The dragon boat, a celebration of ancient Chinese tradition, is unique to other paddling with 10 and 20-person steered boats, equipped with a person to sound the drum and another to steer in the rear of the boat.

“I’m very proud of how our athletes performed,” said O’Dell. “It showed that our athletes at the LCKC really work their tails off.”

The defining race for the Americans was also heavy in influence with LCKC members. Racing in the junior-mixed 10-seat, 2,000 meter race, it took fourth ahead of Poland — after it was disqualified — and turned out to be the difference in points for the U.S. (89.2) over second-place Poland (82.9).
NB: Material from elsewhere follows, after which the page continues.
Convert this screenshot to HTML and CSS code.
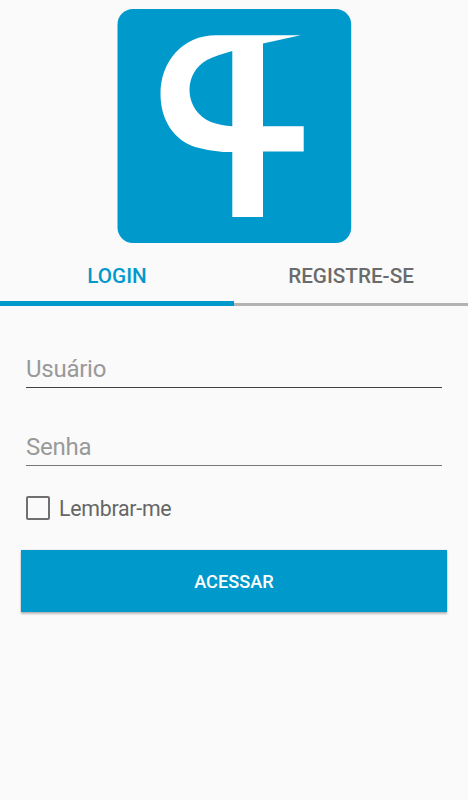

Both racing neck and neck the entire race going counter clockwise, on the oval course, the U.S. squad fended off the physical style and contact from rival paddles of the Polish squad, to finish the race.

“It was a really impressive job by our juniors to keep their heads and stay composed,” said O’Dell.

Taking part in the key junior mixed win from the LCKC were Anastasia Haack, Dustin Grattan, Michael Olson and Tyler Martin, along with Macy Dwyer on the drum and steered by O’Dell.

The championship took place on Lake Malta, an Olympic-rate facility, with well-defined lanes, grandstand seating and even restaurant accommodations for the athletes from all across the globe who took part in the event. Winning at the dragon boat is more challenging for the U.S. athletes, but were able to come away with many silver and bronze finishes.

The US squad combined for just one practice in Philadelphia during July, in comparison to nations such as the Philippines where squad members are known to practice three times a day, according to O’Dell.

However, the cross-section of athletes drawn to the dragon boat also makes it appealing for athletes who are new to this discipline.

“My favorite thing about the dragon boat is A: anyone can take part in it,” said O’Dell. “You can take anyone willing to put in the work and compete at a world-championship level.”

The most successful member of the LCKC was master’s women’s participant Laurie Moore, of Cumming, with four medals total, including three silver and a bronze.

The Lanier Canoe & Kayak Club’s women’s squad also earned the women’s points title in the Nation’s Cup. Included in that group were Moore, Anna Crawford and Cannie Ash.

“Throughout the event, our LCKC athletes performed above and beyond the call of duty,” said O’Dell.

On Sept. 13, fans can soak in the dragon boat action locally. The Lanier Canoe & Kayak Club is holding the Hong Kong Atlanta Dragon Boat Festival in Gainesville.